Amendment moved, In page 5, line 42, after ("rent") insert ("shall exceed the rate of two and a half per centum per annum interest on the capital expended in the execution of the said works, and.")—(The Lord Monteagle.)


said, he had listened very attentively to the noble Lord, and was of opinion that the noble Lord himself was doubtful as to the effect of his own Amendment, which was some what hastily put together. He thought the noble Lord had wholly overlooked the Proviso in the clause immediately preceding this paragraph, and which was inserted in the House of Commons for the very purpose of protecting a tenant from being charged a higher percentage than the landlord absolutely paid. He was quite willing to accept a proposal which would be made by the noble Lord on the Cross Benches (Lord Oranmore and Browne).

Amendment negatived.

LORD ORANMORE AND BROWNE moved, in page 5, line 38, to leave out from ("Whenever") to end of clause.

Amendment agreed to.

Clause, as amended, agreed to.

Clause 10 (Validation of baronial presentments) agreed to.

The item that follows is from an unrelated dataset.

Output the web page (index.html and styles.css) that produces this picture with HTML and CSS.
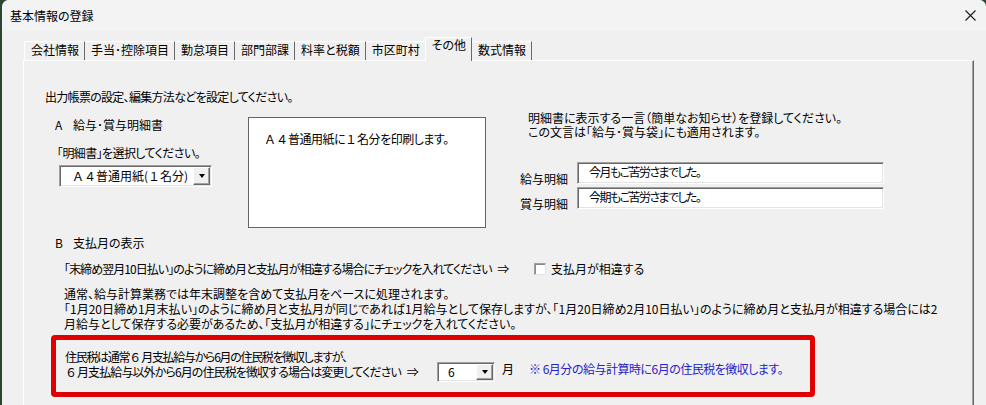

Clause 11 (Future meetings of baronial sessions).

LORD EMLY moved, in page 7, line 11, after ("conform") to insert— ("Provided always, and that all works presented for at such extraordinary presentment sessions shall be executed by public contract.")


said, he did not object to the principle of the Amendment—that the work should be done by contract; but the noble Lord would remember that the works to which the Bill referred were to be carried out under very stringent instructions which had been laid down for the purpose. If the Amendment were agreed to it would prevent the adoption of any other means for relieving the distress, though he admitted that it was desirable that all these works should be executed by contract.

Amendment (by leave of the Committee) withdrawn.

Clause agreed to.

Remaining clauses agreed to.

The Report of the Amendments to be received To-morrow; and Bill to be printed as amended. (No. 26.)